According to a local news report, the city’s public works director called the addition of RO treatment a significant improvement to the quality of the city’s water.
“To be able to drink the water at your house and be happy with it would be of some benefit,” said Odessa’s Mike Kerr.
In the state’s oil production regions where fresh or brackish waters are readily available, oil companies often include a water supply clause in landowner surface use agreements. Those water supply agreements can become a sticking point when the operator considers reuse of treated produced water.
“In parts of the Eagle Ford, the oil companies purchase water from the landowner as part of their agreement,” Newman noted. “The company runs the risk of upsetting the landowner if water reuse means they purchase fewer barrels of freshwater.”
“It’s not that the landowners are against recycling water,” he concluded. “What they are against is losing that revenue.”

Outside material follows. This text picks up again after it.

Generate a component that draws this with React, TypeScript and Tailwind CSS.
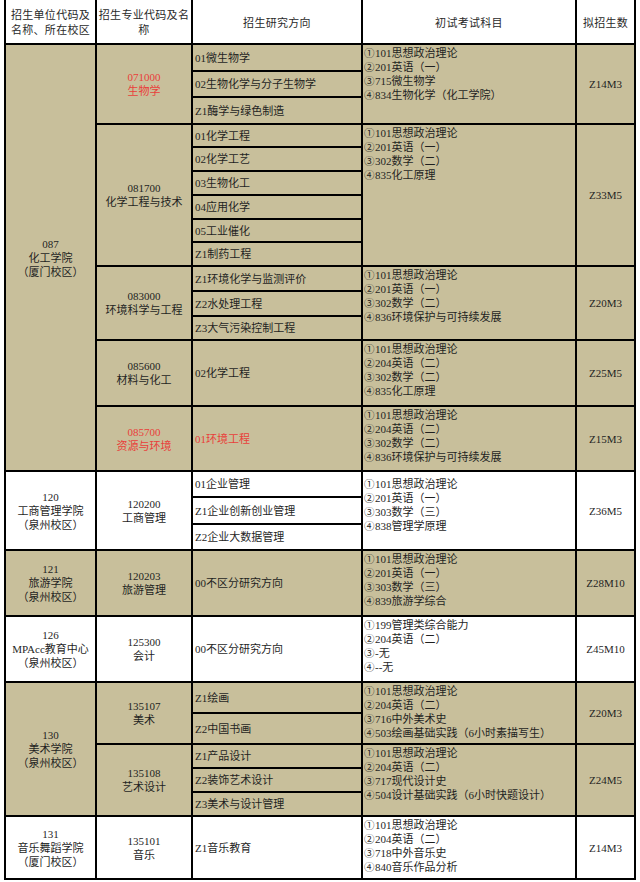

Consequently, if the company insists on treating flowback water for reuse, the surface use agreement allows the landowner to restrict land access for placement of pipes and pumps, effectively putting a clamp on water movement.
Newman says he believes there is room for growth in water treatment for oilfield reuse, although he admits that response in the Eagle Ford has not been as robust as he had anticipated. In the meantime, the oilfield services, equipment and fabrication business remains solid.
“Water treatment is not that hard when you have a background in water,” he said. “Making the transition from ag and wastewater treatment, we learned a lot about how the oilfield operates.”
Discussions with oil companies in the Permian continue, he said. With oil prices firming up, there are companies looking for simple, onsite oil recovery and treatment. And, water reuse now makes more sense than ever.